Leave out any picture and return the remaining listing below exactly as given.

◆ **Data section**
-- Begin --

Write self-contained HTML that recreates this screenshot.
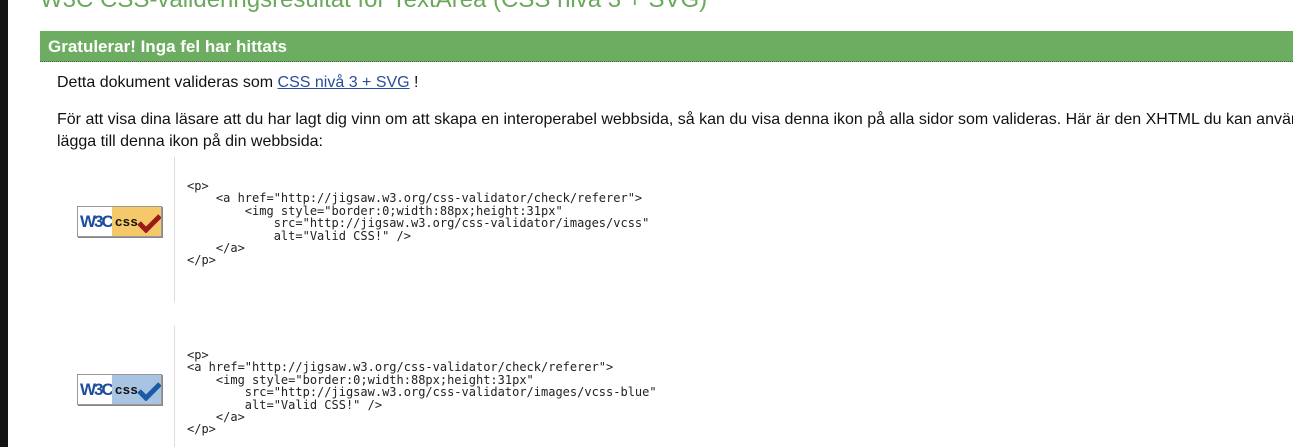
<!DOCTYPE html>
<html><head><meta charset="utf-8"><style>
body{margin:0;width:1293px;height:447px;overflow:hidden;background:#fff;position:relative;font-family:"Liberation Sans",sans-serif}
.strip{position:absolute;left:0;top:0;width:8px;height:447px;background:#141414}
.title{position:absolute;left:40px;top:-14px;font-size:24px;color:#6aa85c;white-space:nowrap}
.bar{position:absolute;left:40px;top:31px;width:1253px;height:30px;background:#6dad62;border-bottom:1px dotted #3d6b35}
.bar span{position:absolute;left:8px;top:6px;color:#fff;font-weight:bold;font-size:17px}
.p{position:absolute;left:57px;font-size:16px;color:#111;white-space:nowrap;line-height:22px}
.p a{color:#2a4d9b}
.vl{position:absolute;left:174px;width:1px;background:#ddd}
pre{position:absolute;left:187px;margin:0;font-family:"DejaVu Sans Mono",monospace;font-size:12px;line-height:12.4px;color:#222}
.badge{position:absolute;left:77px;width:83px;height:29px;border:1px solid #999;box-shadow:1px 1px 0 #888;background:#fff;overflow:hidden}
.badge .w{position:absolute;left:2px;top:5px;font-size:17px;font-weight:bold;color:#1c4e9c;letter-spacing:-2px}
.badge .c{position:absolute;left:34px;top:0;width:49px;height:29px}
.badge .c b{position:absolute;left:3px;top:7px;font-size:13px;color:#111;font-weight:900;letter-spacing:0.5px}
</style></head><body>
<div class="strip"></div>
<div class="title">W3C CSS-valideringsresultat för TextArea (CSS nivå 3 + SVG)</div>
<div class="bar"><span>Gratulerar! Inga fel har hittats</span></div>
<div class="p" style="top:72px">Detta dokument valideras som <a href="#">CSS nivå 3 + SVG</a> !</div>
<div class="p" style="top:109px">För att visa dina läsare att du har lagt dig vinn om att skapa en interoperabel webbsida, så kan du visa denna ikon på alla sidor som valideras. Här är den XHTML du kan använda för att<br>lägga till denna ikon på din webbsida:</div>
<div class="vl" style="top:157px;height:145px"></div>
<div class="vl" style="top:326px;height:121px"></div>
<div class="badge" style="top:206px"><span class="w">W3C</span><div class="c" style="background:#f5c96a"><b>css</b>
<svg style="position:absolute;left:24px;top:6px" width="26" height="20"><path d="M3 10 L10 17 L24 3" stroke="#9b1b1b" stroke-width="5" fill="none"/></svg></div></div>
<pre style="top:180px">&lt;p&gt;
    &lt;a href="http://jigsaw.w3.org/css-validator/check/referer"&gt;
        &lt;img style="border:0;width:88px;height:31px"
            src="http://jigsaw.w3.org/css-validator/images/vcss"
            alt="Valid CSS!" /&gt;
    &lt;/a&gt;
&lt;/p&gt;</pre>
<div class="badge" style="top:374px"><span class="w">W3C</span><div class="c" style="background:#a9c4e0"><b>css</b>
<svg style="position:absolute;left:24px;top:6px" width="26" height="20"><path d="M3 10 L10 17 L24 3" stroke="#1d5aa6" stroke-width="5" fill="none"/></svg></div></div>
<pre style="top:349px">&lt;p&gt;
&lt;a href="http://jigsaw.w3.org/css-validator/check/referer"&gt;
    &lt;img style="border:0;width:88px;height:31px"
        src="http://jigsaw.w3.org/css-validator/images/vcss-blue"
        alt="Valid CSS!" /&gt;
    &lt;/a&gt;
&lt;/p&gt;</pre>
</body></html>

-- End --

◆ **Final result**
Write self-contained HTML that recreates this screenshot.
<!DOCTYPE html>
<html><head><meta charset="utf-8"><style>
body{margin:0;width:1293px;height:447px;overflow:hidden;background:#fff;position:relative;font-family:"Liberation Sans",sans-serif}
.strip{position:absolute;left:0;top:0;width:8px;height:447px;background:#141414}
.title{position:absolute;left:40px;top:-14px;font-size:24px;color:#6aa85c;white-space:nowrap}
.bar{position:absolute;left:40px;top:31px;width:1253px;height:30px;background:#6dad62;border-bottom:1px dotted #3d6b35}
.bar span{position:absolute;left:8px;top:6px;color:#fff;font-weight:bold;font-size:17px}
.p{position:absolute;left:57px;font-size:16px;color:#111;white-space:nowrap;line-height:22px}
.p a{color:#2a4d9b}
.vl{position:absolute;left:174px;width:1px;background:#ddd}
pre{position:absolute;left:187px;margin:0;font-family:"DejaVu Sans Mono",monospace;font-size:12px;line-height:12.4px;color:#222}
.badge{position:absolute;left:77px;width:83px;height:29px;border:1px solid #999;box-shadow:1px 1px 0 #888;background:#fff;overflow:hidden}
.badge .w{position:absolute;left:2px;top:5px;font-size:17px;font-weight:bold;color:#1c4e9c;letter-spacing:-2px}
.badge .c{position:absolute;left:34px;top:0;width:49px;height:29px}
.badge .c b{position:absolute;left:3px;top:7px;font-size:13px;color:#111;font-weight:900;letter-spacing:0.5px}
</style></head><body>
<div class="strip"></div>
<div class="title">W3C CSS-valideringsresultat för TextArea (CSS nivå 3 + SVG)</div>
<div class="bar"><span>Gratulerar! Inga fel har hittats</span></div>
<div class="p" style="top:72px">Detta dokument valideras som <a href="#">CSS nivå 3 + SVG</a> !</div>
<div class="p" style="top:109px">För att visa dina läsare att du har lagt dig vinn om att skapa en interoperabel webbsida, så kan du visa denna ikon på alla sidor som valideras. Här är den XHTML du kan använda för att<br>lägga till denna ikon på din webbsida:</div>
<div class="vl" style="top:157px;height:145px"></div>
<div class="vl" style="top:326px;height:121px"></div>
<div class="badge" style="top:206px"><span class="w">W3C</span><div class="c" style="background:#f5c96a"><b>css</b>
<svg style="position:absolute;left:24px;top:6px" width="26" height="20"><path d="M3 10 L10 17 L24 3" stroke="#9b1b1b" stroke-width="5" fill="none"/></svg></div></div>
<pre style="top:180px">&lt;p&gt;
    &lt;a href="http://jigsaw.w3.org/css-validator/check/referer"&gt;
        &lt;img style="border:0;width:88px;height:31px"
            src="http://jigsaw.w3.org/css-validator/images/vcss"
            alt="Valid CSS!" /&gt;
    &lt;/a&gt;
&lt;/p&gt;</pre>
<div class="badge" style="top:374px"><span class="w">W3C</span><div class="c" style="background:#a9c4e0"><b>css</b>
<svg style="position:absolute;left:24px;top:6px" width="26" height="20"><path d="M3 10 L10 17 L24 3" stroke="#1d5aa6" stroke-width="5" fill="none"/></svg></div></div>
<pre style="top:349px">&lt;p&gt;
&lt;a href="http://jigsaw.w3.org/css-validator/check/referer"&gt;
    &lt;img style="border:0;width:88px;height:31px"
        src="http://jigsaw.w3.org/css-validator/images/vcss-blue"
        alt="Valid CSS!" /&gt;
    &lt;/a&gt;
&lt;/p&gt;</pre>
</body></html>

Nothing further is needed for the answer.